The next part of the conversation will be them asking me questions about my analytical methods, my hypotheses based on the work I've already done (and based on their own research), and me doing my best to answer them. I'll probably say "I don't know" and "I'm sorry, but I don't think I understand the question" about a hundred times. Their questions will be fair, even if they completely stump me and make me feel so lousy that I want to cry. The point is to ask me about my hypotheses, methods, and expected results in order to prove that I am in fact qualified to complete the research. That I'm worthy of pursuing a PhD from UCD. I don't have to know all the answers right now, but I have to show them that I am capable of finding those answers using sound science. And that I know the limits of my knowledge.

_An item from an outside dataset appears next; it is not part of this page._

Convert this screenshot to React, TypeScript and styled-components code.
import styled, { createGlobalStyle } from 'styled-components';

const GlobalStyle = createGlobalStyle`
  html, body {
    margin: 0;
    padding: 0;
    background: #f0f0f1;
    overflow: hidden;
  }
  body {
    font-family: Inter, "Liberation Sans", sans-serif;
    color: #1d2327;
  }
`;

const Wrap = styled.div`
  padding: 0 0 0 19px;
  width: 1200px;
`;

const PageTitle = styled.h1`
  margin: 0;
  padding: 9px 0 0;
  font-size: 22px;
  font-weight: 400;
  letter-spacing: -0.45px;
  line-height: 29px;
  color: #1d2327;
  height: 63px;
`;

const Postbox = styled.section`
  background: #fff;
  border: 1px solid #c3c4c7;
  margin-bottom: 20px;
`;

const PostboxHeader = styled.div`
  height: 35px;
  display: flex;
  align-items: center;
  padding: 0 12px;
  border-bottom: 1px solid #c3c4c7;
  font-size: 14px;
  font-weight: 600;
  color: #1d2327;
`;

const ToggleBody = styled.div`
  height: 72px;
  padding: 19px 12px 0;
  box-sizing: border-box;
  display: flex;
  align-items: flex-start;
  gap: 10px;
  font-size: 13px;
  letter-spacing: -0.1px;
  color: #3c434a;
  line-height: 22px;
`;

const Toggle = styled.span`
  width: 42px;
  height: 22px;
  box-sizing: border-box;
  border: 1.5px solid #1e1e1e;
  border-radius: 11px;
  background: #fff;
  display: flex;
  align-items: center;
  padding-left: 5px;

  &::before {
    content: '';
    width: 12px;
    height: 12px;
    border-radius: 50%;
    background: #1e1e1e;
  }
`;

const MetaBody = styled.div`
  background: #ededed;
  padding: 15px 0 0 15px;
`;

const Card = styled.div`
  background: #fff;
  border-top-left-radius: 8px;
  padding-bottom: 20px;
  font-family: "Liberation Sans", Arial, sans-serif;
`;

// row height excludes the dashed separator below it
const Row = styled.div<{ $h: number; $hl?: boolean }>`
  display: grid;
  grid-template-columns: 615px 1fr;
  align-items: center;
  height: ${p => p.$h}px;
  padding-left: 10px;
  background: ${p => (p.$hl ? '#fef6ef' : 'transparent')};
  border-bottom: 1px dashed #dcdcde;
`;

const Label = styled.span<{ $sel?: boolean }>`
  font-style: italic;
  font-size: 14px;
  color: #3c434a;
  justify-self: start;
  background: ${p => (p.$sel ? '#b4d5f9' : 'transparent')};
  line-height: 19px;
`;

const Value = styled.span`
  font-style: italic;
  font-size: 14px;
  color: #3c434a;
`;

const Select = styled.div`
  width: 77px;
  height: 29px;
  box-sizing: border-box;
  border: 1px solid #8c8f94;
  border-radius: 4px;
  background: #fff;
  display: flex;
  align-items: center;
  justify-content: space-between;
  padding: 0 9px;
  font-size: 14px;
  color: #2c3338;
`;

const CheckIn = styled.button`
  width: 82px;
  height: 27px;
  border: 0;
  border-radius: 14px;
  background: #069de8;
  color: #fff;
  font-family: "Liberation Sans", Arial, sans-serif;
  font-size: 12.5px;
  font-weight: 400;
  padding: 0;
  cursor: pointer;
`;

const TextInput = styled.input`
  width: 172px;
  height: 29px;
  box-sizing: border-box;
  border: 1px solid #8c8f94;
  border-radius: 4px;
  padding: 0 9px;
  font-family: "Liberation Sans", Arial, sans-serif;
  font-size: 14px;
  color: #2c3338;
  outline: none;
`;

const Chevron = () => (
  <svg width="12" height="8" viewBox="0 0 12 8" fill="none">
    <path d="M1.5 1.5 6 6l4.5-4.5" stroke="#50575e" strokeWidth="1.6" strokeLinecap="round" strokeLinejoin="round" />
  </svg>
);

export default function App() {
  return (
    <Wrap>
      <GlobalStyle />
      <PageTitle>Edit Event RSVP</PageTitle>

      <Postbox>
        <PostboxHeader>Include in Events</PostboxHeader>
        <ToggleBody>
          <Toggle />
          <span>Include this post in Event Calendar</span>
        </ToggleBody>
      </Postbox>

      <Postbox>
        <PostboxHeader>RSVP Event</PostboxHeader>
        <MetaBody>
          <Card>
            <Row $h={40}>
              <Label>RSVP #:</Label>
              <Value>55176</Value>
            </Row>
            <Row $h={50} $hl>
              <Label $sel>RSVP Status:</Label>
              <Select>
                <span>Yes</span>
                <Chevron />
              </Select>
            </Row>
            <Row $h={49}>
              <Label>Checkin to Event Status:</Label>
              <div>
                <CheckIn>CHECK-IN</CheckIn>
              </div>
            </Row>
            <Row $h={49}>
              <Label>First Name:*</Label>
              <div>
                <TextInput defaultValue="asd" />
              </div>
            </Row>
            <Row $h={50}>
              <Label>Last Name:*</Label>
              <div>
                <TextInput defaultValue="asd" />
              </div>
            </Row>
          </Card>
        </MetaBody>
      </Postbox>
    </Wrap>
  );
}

None of that sounds particularly scary when you break it down into pieces:
  1. write the proposal
  2. make the PowerPoint presentation based on the proposal
  3. study
  4. meet with each professor individually to find out what their expectations are (they will always focus their questions based on what classes I've taken, my proposal, and their own research experience)
  5. study some more
  6. read committee members' papers from their own dissertations and recent work
  7. study some more
  8. hold two practice exams for your labmates and friends to ask you questions and make suggestions
  9. give the professors the proposal a week before the exam
  10. give your 20/1 hour presentation
  11. take a potty break
  12. answer some questions
  13. sit in the hallway while they vote on your qualifications
  14. go back inside to hear "the verdict"
  15. go have a beer with your professor and friends afterward (either to celebrate or medicate, depending on the verdict: pass, no pass (take again), or fail)
"Answer some questions" sounds benign enough...but since I don't know what the questions are ahead of time it is sorta (okay: really) scary. The only thing I can do is to study a lot and learn how to say "I don't know" in several different ways.

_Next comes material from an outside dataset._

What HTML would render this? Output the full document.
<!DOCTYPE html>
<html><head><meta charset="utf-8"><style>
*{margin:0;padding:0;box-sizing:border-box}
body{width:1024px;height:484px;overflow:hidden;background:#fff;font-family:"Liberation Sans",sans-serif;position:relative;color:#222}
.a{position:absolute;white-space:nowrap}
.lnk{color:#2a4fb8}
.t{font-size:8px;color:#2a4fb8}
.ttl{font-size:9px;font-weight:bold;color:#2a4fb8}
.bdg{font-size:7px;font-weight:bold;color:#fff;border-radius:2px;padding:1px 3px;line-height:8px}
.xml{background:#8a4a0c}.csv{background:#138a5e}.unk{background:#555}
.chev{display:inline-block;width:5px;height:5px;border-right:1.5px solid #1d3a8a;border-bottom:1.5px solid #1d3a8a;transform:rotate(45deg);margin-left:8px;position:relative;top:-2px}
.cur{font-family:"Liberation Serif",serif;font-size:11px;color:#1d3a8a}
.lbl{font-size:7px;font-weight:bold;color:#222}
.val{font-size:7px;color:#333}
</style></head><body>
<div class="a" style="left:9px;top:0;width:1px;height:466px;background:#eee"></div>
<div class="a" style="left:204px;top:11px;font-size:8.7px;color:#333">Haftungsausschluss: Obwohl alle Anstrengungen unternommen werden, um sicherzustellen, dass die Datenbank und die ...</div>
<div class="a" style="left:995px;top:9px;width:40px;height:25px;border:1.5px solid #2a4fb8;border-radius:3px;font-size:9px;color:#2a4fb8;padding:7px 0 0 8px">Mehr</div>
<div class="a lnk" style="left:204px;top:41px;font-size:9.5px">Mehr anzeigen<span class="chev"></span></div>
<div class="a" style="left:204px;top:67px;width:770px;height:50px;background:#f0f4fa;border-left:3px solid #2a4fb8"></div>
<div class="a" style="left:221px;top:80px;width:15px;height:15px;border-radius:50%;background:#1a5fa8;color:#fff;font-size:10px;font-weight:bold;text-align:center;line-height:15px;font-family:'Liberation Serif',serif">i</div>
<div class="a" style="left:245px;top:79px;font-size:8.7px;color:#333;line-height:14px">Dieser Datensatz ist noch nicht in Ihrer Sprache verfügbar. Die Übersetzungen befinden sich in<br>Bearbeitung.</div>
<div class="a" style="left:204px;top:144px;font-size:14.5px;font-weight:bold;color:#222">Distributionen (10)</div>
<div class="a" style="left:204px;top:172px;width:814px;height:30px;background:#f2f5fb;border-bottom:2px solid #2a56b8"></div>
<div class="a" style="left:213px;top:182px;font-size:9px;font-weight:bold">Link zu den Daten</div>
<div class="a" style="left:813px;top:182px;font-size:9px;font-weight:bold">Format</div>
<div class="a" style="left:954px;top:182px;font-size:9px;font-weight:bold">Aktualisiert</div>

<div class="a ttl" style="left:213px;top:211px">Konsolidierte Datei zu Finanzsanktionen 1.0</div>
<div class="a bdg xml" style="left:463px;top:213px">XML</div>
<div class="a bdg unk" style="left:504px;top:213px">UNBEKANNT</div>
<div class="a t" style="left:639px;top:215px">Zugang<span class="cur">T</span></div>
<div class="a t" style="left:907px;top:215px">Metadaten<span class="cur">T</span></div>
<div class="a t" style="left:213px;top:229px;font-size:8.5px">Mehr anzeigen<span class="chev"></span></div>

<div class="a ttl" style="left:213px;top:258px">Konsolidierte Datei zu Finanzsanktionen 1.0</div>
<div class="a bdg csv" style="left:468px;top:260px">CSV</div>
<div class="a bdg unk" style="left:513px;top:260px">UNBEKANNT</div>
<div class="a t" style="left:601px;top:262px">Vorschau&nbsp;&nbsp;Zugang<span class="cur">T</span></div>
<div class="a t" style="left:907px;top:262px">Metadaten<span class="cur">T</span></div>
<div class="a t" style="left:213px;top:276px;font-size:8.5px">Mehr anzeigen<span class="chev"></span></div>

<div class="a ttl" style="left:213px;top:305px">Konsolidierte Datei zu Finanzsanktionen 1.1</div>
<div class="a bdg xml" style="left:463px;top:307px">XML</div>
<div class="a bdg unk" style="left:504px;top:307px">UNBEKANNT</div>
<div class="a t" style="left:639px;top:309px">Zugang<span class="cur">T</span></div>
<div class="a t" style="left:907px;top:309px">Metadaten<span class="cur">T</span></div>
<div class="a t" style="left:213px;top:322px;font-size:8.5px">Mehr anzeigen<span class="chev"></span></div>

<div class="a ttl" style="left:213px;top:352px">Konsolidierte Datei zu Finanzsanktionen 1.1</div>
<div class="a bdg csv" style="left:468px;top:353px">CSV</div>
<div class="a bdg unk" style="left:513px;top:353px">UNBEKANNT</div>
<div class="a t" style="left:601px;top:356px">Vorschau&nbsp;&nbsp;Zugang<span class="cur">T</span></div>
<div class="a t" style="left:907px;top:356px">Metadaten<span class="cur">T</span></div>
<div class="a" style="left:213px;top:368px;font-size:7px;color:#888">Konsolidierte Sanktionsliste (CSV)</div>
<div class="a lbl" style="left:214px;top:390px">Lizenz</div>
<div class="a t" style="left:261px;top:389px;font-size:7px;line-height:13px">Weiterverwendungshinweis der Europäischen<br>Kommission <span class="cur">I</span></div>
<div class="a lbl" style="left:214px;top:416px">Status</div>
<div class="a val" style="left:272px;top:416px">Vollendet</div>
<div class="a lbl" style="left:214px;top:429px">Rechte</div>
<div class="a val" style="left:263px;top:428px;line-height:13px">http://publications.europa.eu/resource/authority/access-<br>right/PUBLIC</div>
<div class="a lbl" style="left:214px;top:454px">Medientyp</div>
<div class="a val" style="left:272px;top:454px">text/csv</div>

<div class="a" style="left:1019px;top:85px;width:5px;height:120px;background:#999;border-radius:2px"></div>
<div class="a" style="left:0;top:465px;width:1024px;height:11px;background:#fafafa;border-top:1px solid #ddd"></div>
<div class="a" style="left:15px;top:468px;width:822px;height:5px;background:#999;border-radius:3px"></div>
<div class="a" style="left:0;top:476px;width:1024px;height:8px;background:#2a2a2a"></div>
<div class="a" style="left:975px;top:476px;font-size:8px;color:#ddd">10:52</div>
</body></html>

My biggest problem at this point is that I don't feel like an expert in anything. People ask me what I do and say, "I study compost chemistry." I don't say that I'm a chemist or a soil scientist because I don't feel like I know enough to be either of those things. It is a confidence issue, especially with one particular member of my committee who intimidates me (she's a super go-getter, career-focused, top-of-her-game scientist). She doesn't try to intimidate me, I just impose that on myself. Ug.

Right now I'm in the middle of 1 and 2 (adding citations to 1 and making parts of the presentation as it comes to me).

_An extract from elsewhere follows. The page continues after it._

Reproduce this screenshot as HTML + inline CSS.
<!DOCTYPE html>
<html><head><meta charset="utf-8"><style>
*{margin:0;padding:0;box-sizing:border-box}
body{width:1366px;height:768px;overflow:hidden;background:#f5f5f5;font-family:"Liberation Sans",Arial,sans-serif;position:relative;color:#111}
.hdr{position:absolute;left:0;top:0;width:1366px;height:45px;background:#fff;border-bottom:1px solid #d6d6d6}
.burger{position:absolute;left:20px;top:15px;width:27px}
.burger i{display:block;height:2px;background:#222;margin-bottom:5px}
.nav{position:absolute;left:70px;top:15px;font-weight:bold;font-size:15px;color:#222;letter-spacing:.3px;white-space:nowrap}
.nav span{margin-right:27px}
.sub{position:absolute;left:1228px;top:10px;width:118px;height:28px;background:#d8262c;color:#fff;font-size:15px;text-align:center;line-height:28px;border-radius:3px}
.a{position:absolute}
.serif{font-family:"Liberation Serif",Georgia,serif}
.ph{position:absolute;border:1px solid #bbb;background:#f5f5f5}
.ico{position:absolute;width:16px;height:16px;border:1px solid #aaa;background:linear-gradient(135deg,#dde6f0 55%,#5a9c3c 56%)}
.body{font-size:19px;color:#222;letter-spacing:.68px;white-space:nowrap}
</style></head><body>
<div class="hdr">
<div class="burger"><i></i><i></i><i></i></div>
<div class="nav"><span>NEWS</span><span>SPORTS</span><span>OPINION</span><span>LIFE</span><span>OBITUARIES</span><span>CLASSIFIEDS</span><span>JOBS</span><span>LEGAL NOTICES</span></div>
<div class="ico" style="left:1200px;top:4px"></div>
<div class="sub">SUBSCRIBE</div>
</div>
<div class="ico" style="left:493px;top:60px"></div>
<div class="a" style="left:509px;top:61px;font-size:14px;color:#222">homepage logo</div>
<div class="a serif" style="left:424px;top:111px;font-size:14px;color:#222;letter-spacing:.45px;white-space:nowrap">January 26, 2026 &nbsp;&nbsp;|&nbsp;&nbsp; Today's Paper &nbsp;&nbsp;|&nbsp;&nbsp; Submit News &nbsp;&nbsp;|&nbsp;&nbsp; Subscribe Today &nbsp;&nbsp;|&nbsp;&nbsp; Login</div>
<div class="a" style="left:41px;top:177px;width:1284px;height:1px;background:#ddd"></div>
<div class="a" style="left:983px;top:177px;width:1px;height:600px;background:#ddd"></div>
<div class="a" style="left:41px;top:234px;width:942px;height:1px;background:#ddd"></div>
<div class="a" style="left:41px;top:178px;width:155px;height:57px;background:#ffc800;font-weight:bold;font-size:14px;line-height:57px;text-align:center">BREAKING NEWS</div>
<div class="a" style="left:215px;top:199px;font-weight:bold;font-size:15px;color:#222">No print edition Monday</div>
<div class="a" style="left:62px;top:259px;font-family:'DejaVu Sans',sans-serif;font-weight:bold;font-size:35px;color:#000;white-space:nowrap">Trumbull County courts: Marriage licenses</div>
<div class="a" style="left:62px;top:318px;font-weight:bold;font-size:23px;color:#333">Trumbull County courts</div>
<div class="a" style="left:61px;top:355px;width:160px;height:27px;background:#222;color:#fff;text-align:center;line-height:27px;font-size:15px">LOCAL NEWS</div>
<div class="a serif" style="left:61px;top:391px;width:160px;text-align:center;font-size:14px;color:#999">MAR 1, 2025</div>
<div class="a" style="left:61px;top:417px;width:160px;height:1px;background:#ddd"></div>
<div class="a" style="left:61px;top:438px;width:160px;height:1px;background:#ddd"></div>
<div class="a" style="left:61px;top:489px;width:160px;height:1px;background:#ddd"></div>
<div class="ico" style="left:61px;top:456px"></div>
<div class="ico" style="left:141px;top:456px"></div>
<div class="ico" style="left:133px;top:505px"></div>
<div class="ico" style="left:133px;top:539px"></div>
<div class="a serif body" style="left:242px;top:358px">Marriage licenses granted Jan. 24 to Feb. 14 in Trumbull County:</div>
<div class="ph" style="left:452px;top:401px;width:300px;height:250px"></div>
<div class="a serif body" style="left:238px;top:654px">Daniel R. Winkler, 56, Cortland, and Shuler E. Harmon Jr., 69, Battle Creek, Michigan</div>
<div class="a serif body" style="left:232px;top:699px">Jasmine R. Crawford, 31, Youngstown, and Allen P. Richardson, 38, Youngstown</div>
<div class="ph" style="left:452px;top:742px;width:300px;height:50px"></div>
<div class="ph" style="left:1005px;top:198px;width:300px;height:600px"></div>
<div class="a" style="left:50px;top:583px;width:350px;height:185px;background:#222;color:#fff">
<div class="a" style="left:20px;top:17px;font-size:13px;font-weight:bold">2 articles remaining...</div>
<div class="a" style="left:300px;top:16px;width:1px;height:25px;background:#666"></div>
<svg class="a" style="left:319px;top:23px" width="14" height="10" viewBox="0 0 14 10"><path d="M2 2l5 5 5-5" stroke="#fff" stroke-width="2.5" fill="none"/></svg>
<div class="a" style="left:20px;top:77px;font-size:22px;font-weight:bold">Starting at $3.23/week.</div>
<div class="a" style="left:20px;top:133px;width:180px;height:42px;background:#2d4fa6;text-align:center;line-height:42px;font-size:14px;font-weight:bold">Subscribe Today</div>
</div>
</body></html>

Eddie will be spending every Wednesday night at Cassie's so I have one uninterrupted evening/night/morning of study time. Before he was born, I was most diligent in the early morning. Now I seem to favor the late afternoon, which is hard because I always have to stop what I'm doing to go pick him up (then its an exhausting succession of biking home, feeding the dogs, making/eating dinner, playing, bath time, reading, bed, then dishes, cleaning up the house). By 8:30pm I'm ready to fall into a heap on the couch or watch some mindless movie in bed. It is soooooooooooo hard to remotivate myself after an evening with Eddie. So I've decided not to try. I will not make a practice of studying at home because I know it will do more harm than good. I just have to be as diligent as possible during working hours.

Ready, set, GOOOOOOOOOOOOO.

2 comments:

LSharkey said...

That is way more intense than the defense I had to do. I will be thinking of you. Do you know when IT will be? #6 seems intimidating!

Kelly said...

If you have access to them, you should also talk to the committee members' graduate students and post-docs. They will have good insight as to what kind of questions their professors might ask you.